Home buyers may face an unexpected delay or cancellation of their loan if subsequent financial activity raises any red flags for lenders, especially since Fannie Mae now requires a borrower’s credit to be rechecked right before closing a mortgage.
Making sense of the story
- Borrowers are advised to keep their credit picture in the clear by refraining from any purchases that may be seen as a liability from the lender’s view. For example, the sudden addition of a $3,000 balance to a new credit card account for an item you’re planning to enjoy in your new home may cause the lender to send back the loan to underwriting in order for the calculations to be redone, which could result in a higher interest rate.
- If in doubt, borrowers are advised to check with their loan officer before accruing any new debt so that the purchase of a new home is not jeopardized.
- Fannie Mae allows the maximum debt-to-income ratio to be 45 percent (meaning that a maximum 45 percent of your gross monthly income can go to cover debt, mortgage and housing expenses).

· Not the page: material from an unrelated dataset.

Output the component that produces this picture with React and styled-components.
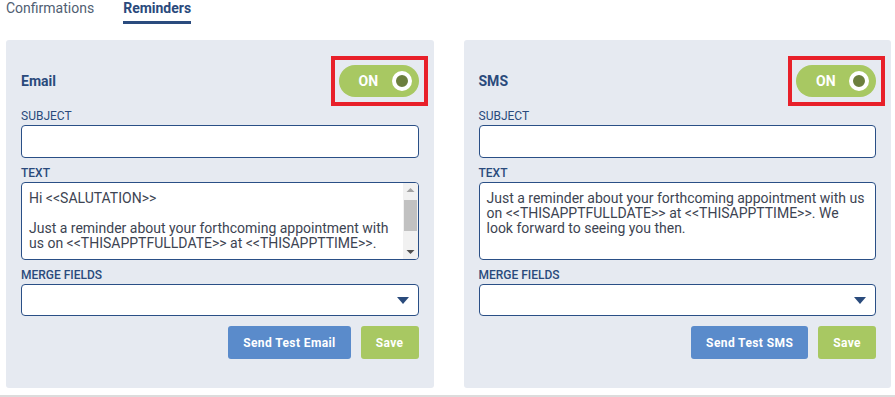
import styled, { createGlobalStyle } from 'styled-components';

const GlobalStyle = createGlobalStyle`
  html, body {
    margin: 0;
    padding: 0;
    background: #fff;
    font-family: Roboto, "Liberation Sans", Arial, sans-serif;
  }
  * {
    box-sizing: border-box;
  }
`;

const emailText = `Hi <<SALUTATION>>

Just a reminder about your forthcoming appointment with us on <<THISAPPTFULLDATE>> at <<THISAPPTTIME>>.

We look forward to seeing you then.

Kind regards
<<PRACTICENAME>>`;

const smsText = `Just a reminder about your forthcoming appointment with us on <<THISAPPTFULLDATE>> at <<THISAPPTTIME>>. We look forward to seeing you then.`;

const panels = [
  { title: 'Email', text: emailText, test: 'Send Test Email', scroll: true },
  { title: 'SMS', text: smsText, test: 'Send Test SMS', scroll: false },
];

const App = () => {
  return (
    <Wrapper>
      <GlobalStyle />
      <Tabs>
        <Tab>Confirmations</Tab>
        <Tab $active>Reminders</Tab>
      </Tabs>
      <Panels>
        {panels.map((p) => (
          <Panel key={p.title}>
            <PanelHeader>
              <Title>{p.title}</Title>
              <ToggleWrap>
                <Toggle>
                  <span>ON</span>
                  <Knob />
                </Toggle>
                <Highlight />
              </ToggleWrap>
            </PanelHeader>

            <Label>SUBJECT</Label>
            <Input type="text" />

            <Label $strong>TEXT</Label>
            <TextWrap>
              <TextArea defaultValue={p.text} $scroll={p.scroll} />
              {p.scroll && (
                <Scrollbar>
                  <svg width="15" height="14" viewBox="0 0 15 14">
                    <path d="M3.5 9 L11.5 9 L7.5 5 Z" fill="#a3a3a3" />
                  </svg>
                  <Thumb />
                  <Track />
                  <svg width="15" height="14" viewBox="0 0 15 14">
                    <path d="M3.5 5 L11.5 5 L7.5 9 Z" fill="#505050" />
                  </svg>
                </Scrollbar>
              )}
            </TextWrap>

            <Label $strong>MERGE FIELDS</Label>
            <Select>
              <svg width="12" height="7" viewBox="0 0 12 7">
                <path d="M0 0 H12 L6 7 Z" fill="#2a4b7c" />
              </svg>
            </Select>

            <Actions>
              <Button $color="#5a8bcb">{p.test}</Button>
              <Button $color="#a8c862">Save</Button>
            </Actions>
          </Panel>
        ))}
      </Panels>
    </Wrapper>
  );
};

const Wrapper = styled.div`
  width: 895px;
  height: 397px;
  padding: 0 4px 7px 6px;
  border-bottom: 2px solid #dcdcdc;
`;

const Tabs = styled.nav`
  display: flex;
  gap: 29px;
  height: 40px;
`;

const Tab = styled.div`
  font-size: 14px;
  line-height: 16px;
  height: 24px;
  color: ${(p) => (p.$active ? '#2a4a7c' : '#505e72')};
  font-weight: ${(p) => (p.$active ? 700 : 400)};
  border-bottom: 3px solid ${(p) => (p.$active ? '#2a4b7e' : 'transparent')};
`;

const Panels = styled.div`
  display: flex;
  gap: 30px;
`;

const Panel = styled.section`
  flex: 1;
  background: #e6eaf1;
  border-radius: 3px;
  padding: 25px 15px 29px;
  display: flex;
  flex-direction: column;
`;

const PanelHeader = styled.div`
  display: flex;
  align-items: center;
  justify-content: space-between;
  height: 32px;
  margin-bottom: 4px;
`;

const Title = styled.h2`
  margin: 0;
  font-size: 14px;
  font-weight: 700;
  color: #2a4a7c;
`;

const ToggleWrap = styled.div`
  position: relative;
`;

const Toggle = styled.div`
  width: 80px;
  height: 32px;
  border-radius: 16px;
  background: #a8c862;
  display: flex;
  align-items: center;
  justify-content: space-between;
  padding: 0 7px 0 20px;
  color: #fff;
  font-size: 14px;
  font-weight: 700;
`;

const Knob = styled.span`
  width: 20px;
  height: 20px;
  border-radius: 50%;
  background: #6c7f3d;
  border: 4px solid #fff;
`;

const Highlight = styled.div`
  position: absolute;
  top: -9px;
  bottom: -9px;
  left: -8px;
  right: -9px;
  border: 4px solid #e8202a;
  pointer-events: none;
`;

const Label = styled.label`
  display: block;
  margin: 8px 0 2px;
  font-size: 12px;
  line-height: 14px;
  font-weight: ${(p) => (p.$strong ? 500 : 400)};
  color: #2a4a7c;
`;

const fieldBase = `
  width: 100%;
  background: #fff;
  border: 1px solid #2a4f86;
  border-radius: 4px;
`;

const Input = styled.input`
  ${fieldBase}
  height: 33px;
`;

const TextWrap = styled.div`
  position: relative;
  height: 78px;
`;

const TextArea = styled.textarea`
  ${fieldBase}
  display: block;
  height: 78px;
  resize: none;
  overflow: hidden;
  padding: 8px ${(p) => (p.$scroll ? '24px' : '7px')} 7px 7px;
  font-family: Roboto, "Liberation Sans", Arial, sans-serif;
  font-size: 14px;
  line-height: 15px;
  color: #3d4452;
  outline: none;
`;

const Scrollbar = styled.div`
  position: absolute;
  top: 1px;
  right: 1px;
  bottom: 1px;
  width: 15px;
  background: #f1f1f1;
  border-radius: 0 3px 3px 0;
  display: flex;
  flex-direction: column;
  align-items: center;
`;

const Thumb = styled.div`
  width: 13px;
  height: 31px;
  margin-top: 3px;
  background: #c1c1c1;
`;

const Track = styled.div`
  flex: 1;
`;

const Select = styled.div`
  ${fieldBase}
  height: 32px;
  display: flex;
  align-items: center;
  justify-content: flex-end;
  padding-right: 9px;
`;

const Actions = styled.div`
  display: flex;
  justify-content: flex-end;
  gap: 10px;
  margin-top: 10px;
`;

const Button = styled.button`
  height: 33px;
  padding: 0 15px;
  border: none;
  border-radius: 3px;
  background: ${(p) => p.$color};
  color: #fff;
  font-family: Roboto, "Liberation Sans", Arial, sans-serif;
  font-size: 12px;
  font-weight: 700;
  letter-spacing: 0.4px;
`;

export default App;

- When only one spouse of a couple is named on a loan, credit rechecks can cause problems if the other spouse has a low credit score. When the loan is based on one spouse’s income instead of two, the lender will see a higher debt-to-income ratio.
- In addition, lenders now routinely re-verify the employment status of borrowers just before closing, which represents a standard practice being reignited after the financial crisis. If a borrower’s employer is undergoing a name change, then the lender also should be notified to avoid delays.
- The most creditworthy borrowers may not have their loan status affected by large purchases before a mortgage is closed, but those with tighter finances are advised to be more cautious.